The federation plans to contract work to remove larger material like pieces of docks and other construction-related items using mechanical equipment and barges.
“We also anticipate that some abandoned boats will be removed,” Miller said.
He added that he thinks that this is the first large-scale coastal cleanup of this nature that has ever occurred. “It is the first time that our public lands and public trust areas have gotten this type of housekeeping attention.”
Miller said that the project will “eventually expand to the entire coastal region that has been impacted by Hurricane Florence and potentially tropical storm Michael.”
The program is part of the marine debris cleanup effort funded by the North Carolina General Assembly with a $400,000 appropriation as part of its post-Florence disaster bill, he explained.
The General Assembly provided the initial funding last fall. The legislature also approved another $250,000 in state money for the North Carolina Division of Coastal Management, contingent on whether the agency can leverage that money with federal funds for such cleanups.
“The division is working with the federation right now to secure funding from the Natural Resources Conservation Service under its Emergency Watershed Program. Total federal and state funding might eventually exceed $1 million, and this will allow for a massive scrubbing of the coast and the potential removal of many of the sunken and abandoned vessels that now litter our waterways,” Miller added.
Littleton learned about the cleanup from Rachel Bisesi, education coordinator at the federation’s central office in Ocean, while he was participating in the federation’s 2019 Crab Pot Removal Project earlier this year. He worked in the White Oak River, Queens Creek and marsh by Hammock Beach State Park.
“After she gave me some details about the project I was immediately interested. The North Carolina Coastal Federation is always making great efforts to maintain a healthy coast, and given the opportunity to help clean up and maintain that in the same area where I grew up, live, and work, I jumped at the opportunity,” he said.
Littleton explained that while there’s a great deal of debris on the islands caused by Florence, the amount of litter that has been left on the islands is alarming.

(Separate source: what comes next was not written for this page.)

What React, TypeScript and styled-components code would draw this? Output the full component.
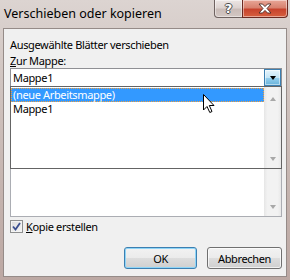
import React from 'react';
import styled, { createGlobalStyle } from 'styled-components';

const GlobalStyle = createGlobalStyle`
  html, body {
    margin: 0;
    padding: 0;
  }
  body {
    width: 290px;
    height: 280px;
    overflow: hidden;
    font-family: 'Noto Sans', 'Liberation Sans', sans-serif;
    font-size: 11px;
    letter-spacing: -0.35px;
    color: #000;
  }
`;

const Window = styled.div`
  position: relative;
  width: 290px;
  height: 280px;
  box-sizing: border-box;
  display: flex;
  flex-direction: column;
  padding: 0 3px 3px 3px;
  background: linear-gradient(180deg, #dcd4d1 0%, #d0c4c0 30%, #c4b3ae 70%, #bca8a3 100%);
`;

const TitleBar = styled.div`
  height: 28px;
  display: flex;
  align-items: flex-start;
  margin-right: -1px;
`;

const Title = styled.div`
  flex: 1;
  padding: 6px 0 0 1px;
  font-size: 12.5px;
  letter-spacing: 0;
  line-height: 16px;
  color: #000;
`;

const CaptionButton = styled.div<{ $close?: boolean }>`
  box-sizing: border-box;
  width: ${(p) => (p.$close ? 46 : 29)}px;
  height: 18px;
  display: flex;
  align-items: center;
  justify-content: center;
  border: 1px solid ${(p) => (p.$close ? '#6b2a22' : '#6e6260')};
  border-top: none;
  border-radius: ${(p) => (p.$close ? '0 0 4px 0' : '0 0 0 4px')};
  margin-left: ${(p) => (p.$close ? '-1px' : '0')};
  background: ${(p) =>
    p.$close
      ? 'linear-gradient(180deg, #e8a798 0%, #d8826f 45%, #c7432d 55%, #d6603f 100%)'
      : 'linear-gradient(180deg, #ece6e4 0%, #ddd3d0 45%, #c9bcb8 55%, #d3c7c3 100%)'};
  box-shadow: inset 0 0 0 1px rgba(255, 255, 255, 0.45);
`;

const HelpGlyph = styled.span`
  font-family: 'DejaVu Sans', sans-serif;
  font-weight: bold;
  font-size: 13px;
  line-height: 13px;
  letter-spacing: 0;
  color: #fff;
  text-shadow: -1px 0 #4b4b4b, 1px 0 #4b4b4b, 0 -1px #4b4b4b, 0 1px #4b4b4b;
`;

const Client = styled.div`
  flex: 1;
  position: relative;
  display: flex;
  flex-direction: column;
  background: #f0f0f0;
  border: 1px solid #958b88;
  padding: 8px 4px 7px 6px;
`;

const Label = styled.div<{ $gap?: number }>`
  line-height: ${(p) => (p.$gap ? 14 : 15)}px;
  margin-top: ${(p) => p.$gap ?? 0}px;
  white-space: nowrap;
`;

const Key = styled.span`
  text-decoration: underline;
`;

const ComboWrap = styled.div`
  position: relative;
`;

const Combo = styled.div`
  box-sizing: border-box;
  height: 19px;
  display: flex;
  align-items: stretch;
  border: 1px solid #8f9094;
  background: #fff;
`;

const ComboText = styled.div`
  flex: 1;
  padding-left: 2px;
  line-height: 17px;
`;

const DropButton = styled.div`
  box-sizing: border-box;
  width: 17px;
  display: flex;
  align-items: center;
  justify-content: center;
  border: 1px solid #3c7fb1;
  background: linear-gradient(180deg, #e5f4fc 0%, #c4e5f6 50%, #98d1ef 51%, #68b3db 100%);
  box-shadow: inset 0 0 0 1px rgba(255, 255, 255, 0.5);
`;

const DropList = styled.div`
  position: absolute;
  left: 0;
  right: 0;
  top: 18px;
  height: 83px;
  box-sizing: border-box;
  display: flex;
  border: 1px solid #646464;
  background: #fff;
  z-index: 2;
`;

const Items = styled.div`
  flex: 1;
  padding-top: 1px;
`;

const Item = styled.div<{ $selected?: boolean }>`
  box-sizing: border-box;
  height: 14px;
  line-height: 12px;
  padding-left: 1px;
  color: ${(p) => (p.$selected ? '#fff' : '#000')};
  background: ${(p) => (p.$selected ? '#3399ff' : 'transparent')};
  border: 1px ${(p) => (p.$selected ? 'dotted #f0a040' : 'solid transparent')};
`;

const ScrollBar = styled.div`
  width: 17px;
  display: flex;
  flex-direction: column;
  justify-content: space-between;
  align-items: center;
  padding: 10px 0 7px;
  box-sizing: border-box;
  background: linear-gradient(90deg, #e6e6e6 0%, #f2f2f2 20%, #f2f2f2 80%, #e8e8e8 100%);
`;

const Arrow = styled.div<{ $up?: boolean; $color?: string }>`
  width: 0;
  height: 0;
  border-left: 3.5px solid transparent;
  border-right: 3.5px solid transparent;
  ${(p) =>
    p.$up
      ? `border-bottom: 4px solid ${p.$color ?? '#a8a8a8'};`
      : `border-top: 4px solid ${p.$color ?? '#a8a8a8'};`}
`;

const ListBox = styled.div`
  box-sizing: border-box;
  margin-top: 17px;
  height: 113px;
  display: flex;
  justify-content: flex-end;
  border: 1px solid #abadb3;
  background: #fff;
`;

const CheckRow = styled.label`
  margin-top: 3px;
  height: 13px;
  display: flex;
  align-items: center;
  gap: 3px;
  line-height: 13px;
`;

const CheckBox = styled.span`
  box-sizing: border-box;
  width: 13px;
  height: 13px;
  display: flex;
  align-items: center;
  justify-content: center;
  border: 1px solid #8e8f8f;
  background: linear-gradient(135deg, #dcdcdc 0%, #f6f6f6 100%);
  box-shadow: inset 0 0 0 1px #f4f4f4;
`;

const ButtonRow = styled.div`
  margin-top: 14px;
  display: flex;
  justify-content: flex-end;
  gap: 10px;
`;

const Button = styled.button<{ $default?: boolean; $w: number }>`
  box-sizing: border-box;
  width: ${(p) => p.$w}px;
  height: 22px;
  padding: 0;
  font-family: inherit;
  font-size: 11px;
  letter-spacing: -0.35px;
  color: #000;
  border-radius: 3px;
  border: 1px solid ${(p) => (p.$default ? '#3c7fb1' : '#707070')};
  background: linear-gradient(180deg, #f2f2f2 0%, #ebebeb 50%, #dddddd 51%, #cfcfcf 100%);
  box-shadow: inset 0 0 0 1px ${(p) => (p.$default ? '#8fd5f7' : 'rgba(255,255,255,0.7)')};
`;

const Cursor = styled.svg`
  position: absolute;
  left: 199px;
  top: 65px;
  z-index: 3;
`;

export default function App() {
  return (
    <>
      <GlobalStyle />
      <Window>
        <TitleBar>
          <Title>Verschieben oder kopieren</Title>
          <CaptionButton>
            <HelpGlyph>?</HelpGlyph>
          </CaptionButton>
          <CaptionButton $close>
            <svg width="14" height="11" viewBox="0 0 14 11">
              <path
                d="M1 1 L4.5 1 L7 3.6 L9.5 1 L13 1 L9 5.5 L13 10 L9.5 10 L7 7.4 L4.5 10 L1 10 L5 5.5 Z"
                fill="#fff"
                stroke="#4a2a24"
                strokeWidth="0.9"
                strokeLinejoin="round"
              />
            </svg>
          </CaptionButton>
        </TitleBar>
        <Client>
          <Label>Ausgewählte Blätter verschieben</Label>
          <Label $gap={2}>
            <Key>Z</Key>ur Mappe:
          </Label>
          <ComboWrap>
            <Combo>
              <ComboText>Mappe1</ComboText>
              <DropButton>
                <Arrow $color="#000" />
              </DropButton>
            </Combo>
            <DropList>
              <Items>
                <Item $selected>(neue Arbeitsmappe)</Item>
                <Item>Mappe1</Item>
              </Items>
              <ScrollBar>
                <Arrow $up />
                <Arrow />
              </ScrollBar>
            </DropList>
          </ComboWrap>
          <ListBox>
            <ScrollBar>
              <span />
              <Arrow />
            </ScrollBar>
          </ListBox>
          <CheckRow>
            <CheckBox>
              <svg width="9" height="9" viewBox="0 0 9 9">
                <path d="M1 4.5 L3.5 7.5 L8 1" fill="none" stroke="#3b4f8f" strokeWidth="1.8" />
              </svg>
            </CheckBox>
            <span>
              <Key>K</Key>opie erstellen
            </span>
          </CheckRow>
          <ButtonRow>
            <Button $default $w={73}>OK</Button>
            <Button $w={75}>Abbrechen</Button>
          </ButtonRow>
          <Cursor width="13" height="20" viewBox="0 0 13 20">
            <path
              d="M0.5 0.5 L0.5 16 L4 12.5 L6.8 18.5 L9 17.5 L6.3 11.5 L11 11.5 Z"
              fill="#fff"
              stroke="#000"
              strokeWidth="1"
              strokeLinejoin="miter"
            />
          </Cursor>
        </Client>
      </Window>
    </>
  );
}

On the first island they visited, someone had been living there for nearly a year before Hurricane Florence. “There was anything and everything you could find in a home on the island, even a full-sized refrigerator,” as well as a portable toilet tethered to a tree.
“The second group of islands yielded a boat motor cowling, dock power pedestal, marine gas tanks, liquid propane tanks, and even an outdoor picnic or dining table from a fast food restaurant. Bottles, cans, tennis balls, golf balls, shotgun shells, Styrofoam, sheet metal, home siding and more flip flops, sandals and crocs than you can imagine, but never a matching pair,” he said.
Littleton explained that everyone on the crew was loosely acquainted from the industry, but the project gave them a chance to work together.
“Everyone cares deeply about the area, having grown up and worked here. I have lucked into the best team I could have ever asked for on this project. One large part to how much progress we have been able to make is the pride the team is taking in the work being done,” he said. “It is an immensely rewarding feeling to know that you are a part of a project that is not just rewarding to yourself, but to everyone with ties to the coast and the generations to come. We have a great dynamic and all work incredibly well together. I’d take my team against any other cleanup crew.”
The federation reached out to project leader Simpson with Lady Swan Tours to see if he would be interested in helping with the cleanup project.
“Since my business is related to our local waters, I was very excited to have the opportunity to get involved,” Simpson said. “I am also very glad the project targeted some of our local commercial fishermen to be involved since the hurricane has had a huge impact on their livelihoods.”
With this project, he hopes they can make a “big dent in the amount of debris and trash that accumulated during the hurricane to make it cleaner and safer for wildlife and people. There’s a lot of stuff out there that will still be on the ground or floating around for a long time if we don’t get it picked up.”
Simpson extended his gratitude to the federation for getting the cleanup organized and the legislature for providing the funding to make this cleanup possible. “I would also encourage people to get involved in volunteer cleanup programs in their local communities.”
Miller said that it’s important to have the periodic cleanups because some debris will always be let loose in the environment after storms and through accidental releases.
“It is also important that we take steps to prevent this type of trashing our coast by having better construction standards for docks, bulkheads and other built things we put in harm’s way, and through education to encourage boaters and tourists not to trash our coast,” Miller said.